Case study: Redundancy payment and short-time working
Mary has worked for the same employer for the past 15 years. Two years ago she was put on a three-day week on the understanding that this was temporary and that full-time work would be resumed. She has now been told however that she is to be made redundant. Over the years she has never received a pay increase. How will her redundancy payment be calculated?
Mary would be entitled to two weeks' pay for each year of service plus one
extra week's pay.
The present ceiling on earnings is €600 per week.
The payment would normally be calculated on her earnings at the time she is let go. She had been working full-time for 13 years however before being put on reduced working hours.

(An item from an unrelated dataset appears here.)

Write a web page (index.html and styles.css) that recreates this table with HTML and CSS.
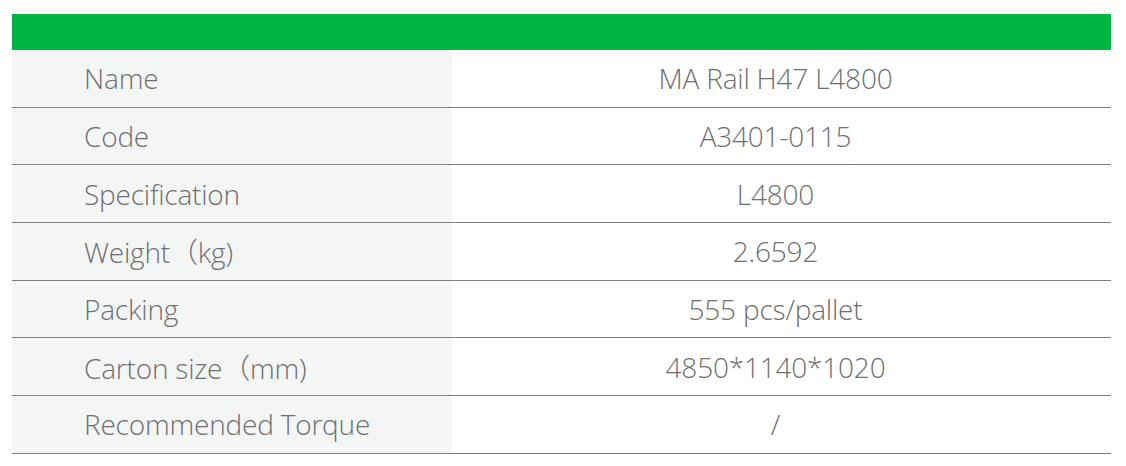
FILE: index.html
```html
<!DOCTYPE html>
<html>
<head>
<meta charset="utf-8">
<link rel="stylesheet" href="styles.css">
</head>
<body>
<div class="spec">
  <div class="spec-head"></div>
  <div class="spec-row"><div class="spec-key">Name</div><div class="spec-val">MA Rail H47 L4800</div></div>
  <div class="spec-row"><div class="spec-key">Code</div><div class="spec-val">A3401-0115</div></div>
  <div class="spec-row"><div class="spec-key">Specification</div><div class="spec-val">L4800</div></div>
  <div class="spec-row"><div class="spec-key">Weight（kg)</div><div class="spec-val">2.6592</div></div>
  <div class="spec-row"><div class="spec-key">Packing</div><div class="spec-val">555 pcs/pallet</div></div>
  <div class="spec-row"><div class="spec-key">Carton size（mm)</div><div class="spec-val">4850*1140*1020</div></div>
  <div class="spec-row"><div class="spec-key">Recommended Torque</div><div class="spec-val">/</div></div>
</div>
</body>
</html>
```
FILE: styles.css
```css
html, body {
  margin: 0;
  padding: 0;
  background: #ffffff;
}
body {
  padding: 14px 15px 0 12px;
  font-family: "Open Sans", "Noto Sans CJK SC", sans-serif;
  font-weight: 300;
  color: #6f6f6f;
}
.spec {
  width: 1099px;
}
.spec-head {
  height: 36px;
  background: #00b441;
}
.spec-row {
  display: grid;
  grid-template-columns: 440px 1fr;
  height: 57.7px;
  box-sizing: border-box;
  border-bottom: 1px solid #808080;
  font-size: 28px;
  letter-spacing: -0.2px;
}
.spec-key {
  background: #f4f6f6;
  display: flex;
  align-items: center;
  padding-left: 72px;
}
.spec-val {
  display: flex;
  align-items: center;
  justify-content: center;
  padding-right: 12px;
}
```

That is, a three-day week. If she was made redundant within one year of being put on reduced hours, her redundancy payment would be based on her earnings for a full week.
In this case she is being made redundant having been on a three-day week for more than a year. How her payment will be calculated depends on whether she accepted being on reduced hours or not. If she fully accepted the reduced working hours as her normal week and never asked to return to full-time work, then her redundancy payment will be based on her gross pay for the reduced working hours.
If, on the other hand, she never accepted the reduced working hours as her normal hours and continually asked to be put back on full-time working, then it is clear she did not accept her reduced working hours as normal. In this situation, her redundancy payment should be calculated based on her full-time rate of pay.
If she had asked to be placed on reduced working hours for her own reasons and the employer agreed, then the redundancy entitlement would based on the reduced hours.